Kolejna niemiecka firma z branży motoryzacyjnej ogłosiła upadłość. Słynna niemiecka marka jest jedną z największych firm zajmujących się bieżnikowaniem opon w Europie i jedną z ostatnich takich firm w Niemczech. Jako powód niewypłacalności podała “niepowodzenia polityczne”.
Kolejna niemiecka firma z branży motoryzacyjnej ogłosiła upadłość
Marka „King Meiler” została założona 71 lat temu w Dissen w Dolnej Saksonii. Dziś, pod nazwą Reifen Hinghaus GmbH, jest jedną z największych firm zajmujących się bieżnikowaniem opon w Europie – i jedną z ostatnich takich firm w Niemczech. Jednak wkrótce jej działalność może dobiec końca. Firma złożyła wniosek o upadłość – poinformował portal gummibereifung.de. Jako powód niewypłacalności podano „niepowodzenia polityczne”.

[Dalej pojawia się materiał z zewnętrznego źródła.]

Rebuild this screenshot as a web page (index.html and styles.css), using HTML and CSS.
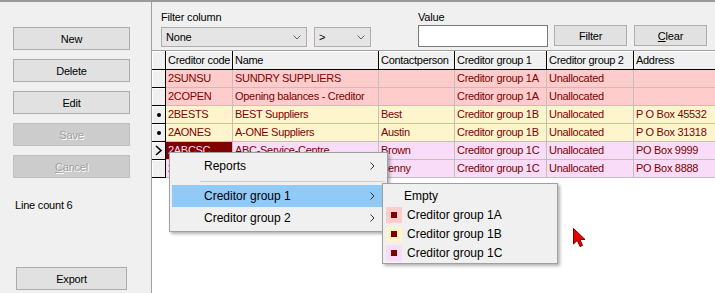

Przeczytaj także: Koniec przesądzony: niemiecka sieć handlowa zamyka wszystkie oddziały
Specjalizująca się w produkcji najbardziej ekologicznych opon samochodowych pod marką „King Meiler”, firma Reifen Hinghaus GmbH promuje na swojej stronie internetowej produkty neutralne pod względem emisji CO₂, które powstają przy minimalnym zużyciu zasobów i energii.
„Słaba sytuacja rynkowa w kraju, presja cenowa w sektorze energetycznym, tanie importowane opony i niepowodzenia w polityce skłoniły nas do podjęcia tego kroku” – poinformował dyrektor zarządzający firmy. Wezwał polityków do ochrony rynku europejskiego, a także do zwiększenia liczby samorządów wyposażających swoje floty w opony bieżnikowane.
Import produktów z Chin doprowadza do bankructwa niemieckie firmy
Sytuacja w Reifen Hinghaus GmbH nie jest odosobnionym przypadkiem. Rosnące koszty energii oraz koszty pracy powodują, że niemieckie firmy bankrutują lub przenoszą działalność za granicę. W ostatnim czasie także kilka innych niemieckich firm z branży motoryzacyjnej ogłosiło upadłość. Wsród nich znany dostawca części samochodowych oraz tradycyjna niemiecka odlewnia z Dolnej Frankonii.